The process of slurrying a clay body powder and dewatering it on a plastic slab or table.

Details

In ceramics this expression is a verb referring to preparation of a plastic clay body by weighing out the materials in the recipe, blending the powders, propeller-mixing them with water to make a slurry and then pouring that slurry on to a plaster table. Having the materials and equipment to prepare small amounts of clay bodies in this manner greatly enhances your ability to develop and adjust your own clay bodies.

Plastic bodies prepared in this manner require no deairing and no aging (if the propeller mixer is powerful enough to put plenty of energy into wetting the surfaces of all the clay particles). Even mixes with significant bentonite will mix well when done in this way since the bentonite particles are separated by the particles of the other materials in the recipe, this prevents lumps that form when trying to slurry pure bentonite.

Of course the term "slurry up" can also refer to mixing batches of casting slip, engobe, slip and even glaze.

Related Information

The recipe mixing area of Tony Hansen

This is my lab work area of mineral, frit, chemical, stain and metal oxide powders for mixing test glazes and clay bodies. Not shown is my propeller mixer, perhaps the most important piece of equipment we have. And my plaster table for dewatering clay body slurries. Building up something like this, over time, is practical for any serious potter, most of these powders are inexpensive. Within minutes I can plan and enter a recipe into my Insight-live.com account, give it a code number, print it and weight it out.

Pouring the slurry on a plaster table to dewater it

Pottery plaster is highly absorbent, it can remove the water from this thick slurry, made from a 5 kg powder mix, in an hour. Slurries of higher water content dewater much quicker, a 1 kg mix can be ready in minutes. This table weighs 400 lbs dry, but smaller ones are equally practical for smaller test batches. Plaster tables are much more practical in arid climates, it is dry here so one this size can supply enough clay for production of a potter. In wetter climates ductwork can be installed within the plaster and air pressure can be used to dewater the table. If you need one of these, photos are linked to our plaster table article.

Testing your own native clays is easier that you might think

Simple tests being done on a found clay

Some simple equipment is all you need. You can do practical tests to characterize a clay in your own studio or workshop (e.g. our SHAB test, DFAC test, SIEV test, LDW test). You need a gram scale (accurate to 0.01g) and set of calipers (check Amazon.com). Some metal sieves (search "Tyler Sieves" on Ebay). A stamp to mark samples with code and specimen numbers. A plaster table or slab. A propeller mixer. And, of course, a test kiln. And you need a place to put, and learn from, all the measurement data collected. An account at insight-live.com is perfect.

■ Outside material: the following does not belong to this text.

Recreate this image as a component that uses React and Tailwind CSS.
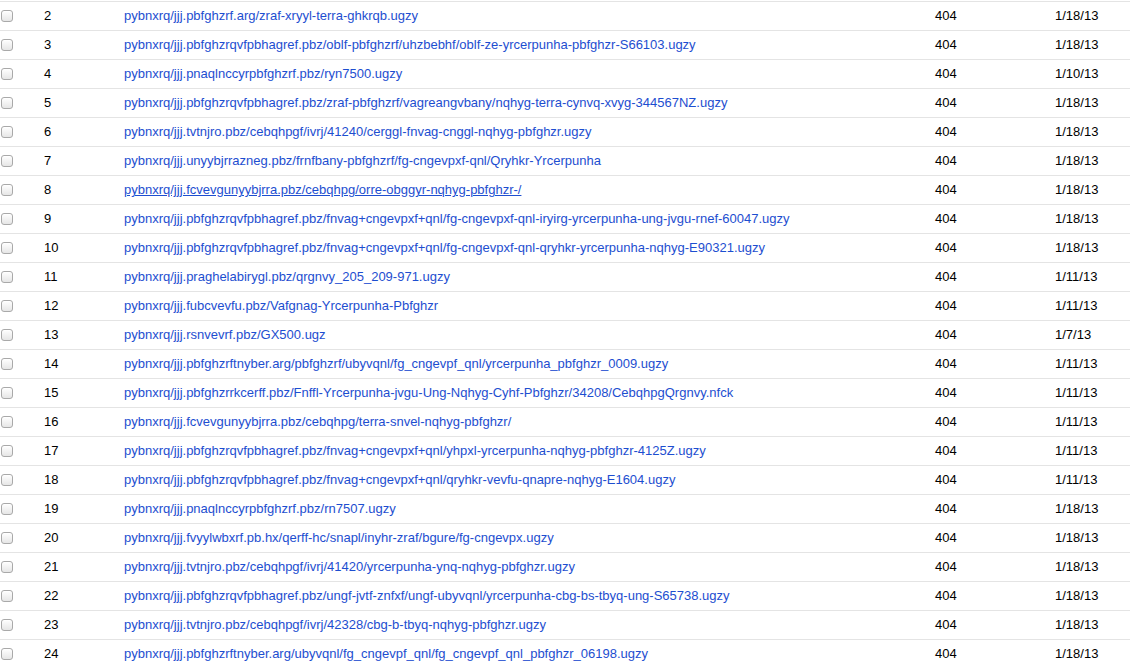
import React from 'react';

const rows = [
  [2, 'pybnxrq/jjj.pbfghzrf.arg/zraf-xryyl-terra-ghkrqb.ugzy', '1/18/13'],
  [3, 'pybnxrq/jjj.pbfghzrqvfpbhagref.pbz/oblf-pbfghzrf/uhzbebhf/oblf-ze-yrcerpunha-pbfghzr-S66103.ugzy', '1/18/13'],
  [4, 'pybnxrq/jjj.pnaqlnccyrpbfghzrf.pbz/ryn7500.ugzy', '1/10/13'],
  [5, 'pybnxrq/jjj.pbfghzrqvfpbhagref.pbz/zraf-pbfghzrf/vagreangvbany/nqhyg-terra-cynvq-xvyg-344567NZ.ugzy', '1/18/13'],
  [6, 'pybnxrq/jjj.tvtnjro.pbz/cebqhpgf/ivrj/41240/cerggl-fnvag-cnggl-nqhyg-pbfghzr.ugzy', '1/18/13'],
  [7, 'pybnxrq/jjj.unyybjrrazneg.pbz/frnfbany-pbfghzrf/fg-cngevpxf-qnl/Qryhkr-Yrcerpunha', '1/18/13'],
  [8, 'pybnxrq/jjj.fcvevgunyybjrra.pbz/cebqhpg/orre-obggyr-nqhyg-pbfghzr-/', '1/18/13', true],
  [9, 'pybnxrq/jjj.pbfghzrqvfpbhagref.pbz/fnvag+cngevpxf+qnl/fg-cngevpxf-qnl-iryirg-yrcerpunha-ung-jvgu-rnef-60047.ugzy', '1/18/13'],
  [10, 'pybnxrq/jjj.pbfghzrqvfpbhagref.pbz/fnvag+cngevpxf+qnl/fg-cngevpxf-qnl-qryhkr-yrcerpunha-nqhyg-E90321.ugzy', '1/18/13'],
  [11, 'pybnxrq/jjj.praghelabirygl.pbz/qrgnvy_205_209-971.ugzy', '1/11/13'],
  [12, 'pybnxrq/jjj.fubcvevfu.pbz/Vafgnag-Yrcerpunha-Pbfghzr', '1/11/13'],
  [13, 'pybnxrq/jjj.rsnvevrf.pbz/GX500.ugz', '1/7/13'],
  [14, 'pybnxrq/jjj.pbfghzrftnyber.arg/pbfghzrf/ubyvqnl/fg_cngevpf_qnl/yrcerpunha_pbfghzr_0009.ugzy', '1/11/13'],
  [15, 'pybnxrq/jjj.pbfghzrrkcerff.pbz/Fnffl-Yrcerpunha-jvgu-Ung-Nqhyg-Cyhf-Pbfghzr/34208/CebqhpgQrgnvy.nfck', '1/11/13'],
  [16, 'pybnxrq/jjj.fcvevgunyybjrra.pbz/cebqhpg/terra-snvel-nqhyg-pbfghzr/', '1/11/13'],
  [17, 'pybnxrq/jjj.pbfghzrqvfpbhagref.pbz/fnvag+cngevpxf+qnl/yhpxl-yrcerpunha-nqhyg-pbfghzr-4125Z.ugzy', '1/11/13'],
  [18, 'pybnxrq/jjj.pbfghzrqvfpbhagref.pbz/fnvag+cngevpxf+qnl/qryhkr-vevfu-qnapre-nqhyg-E1604.ugzy', '1/11/13'],
  [19, 'pybnxrq/jjj.pnaqlnccyrpbfghzrf.pbz/rn7507.ugzy', '1/18/13'],
  [20, 'pybnxrq/jjj.fvyylwbxrf.pb.hx/qerff-hc/snapl/inyhr-zraf/bgure/fg-cngevpx.ugzy', '1/18/13'],
  [21, 'pybnxrq/jjj.tvtnjro.pbz/cebqhpgf/ivrj/41420/yrcerpunha-ynq-nqhyg-pbfghzr.ugzy', '1/18/13'],
  [22, 'pybnxrq/jjj.pbfghzrqvfpbhagref.pbz/ungf-jvtf-znfxf/ungf-ubyvqnl/yrcerpunha-cbg-bs-tbyq-ung-S65738.ugzy', '1/18/13'],
  [23, 'pybnxrq/jjj.tvtnjro.pbz/cebqhpgf/ivrj/42328/cbg-b-tbyq-nqhyg-pbfghzr.ugzy', '1/18/13'],
  [24, 'pybnxrq/jjj.pbfghzrftnyber.arg/ubyvqnl/fg_cngevpf_qnl/fg_cngevpf_qnl_pbfghzr_06198.ugzy', '1/18/13'],
];

const Checkbox = () => (
  <span className="block w-[12px] h-[12px] rounded-[3px] border border-[#a9a9a9] bg-gradient-to-b from-white to-[#e6e6e6] shadow-[inset_0_1px_0_#fff]" />
);

const App = () => {
  return (
    <div className="w-[1130px] h-[663px] overflow-hidden bg-white pt-px font-['Liberation_Sans',Arial,sans-serif] text-[13px] text-black">
      {rows.map(([num, url, date, hover]) => (
        <div key={num} className="flex items-center h-[29px] border-t border-[#e4e4e4]">
          {/* checkbox column */}
          <div className="w-[44px] pl-[1px]">
            <Checkbox />
          </div>
          <div className="w-[80px]">{num}</div>
          <div className="flex-1 min-w-0 truncate">
            <a href="#" className={`text-[#1d4ed0] ${hover ? 'underline' : 'no-underline'}`}>{url}</a>
          </div>
          <div className="w-[120px]">404</div>
          <div className="w-[75px]">{date}</div>
        </div>
      ))}
    </div>
  );
};

export default App;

A must-have: Laboratory variable speed propeller mixer

If you are at all serious about testing glazes and clay bodies, you need one of these. There are other methods, but nothing else comes close to this. It is the most valuable and frequently used tool in any ceramic bodies and glazes testing lab or classroom. These are expensive new, this Lightnin 1/20 hp variable speed cost more than $1000 many years ago, now it could be $4000! But you can get them used on ebay.com. I adapted a mount (to give it vertical adjustment) from a hardware store. Propellers are also expensive, but you can design and 3D print them yourself or have them printed at a place like shapeways.com.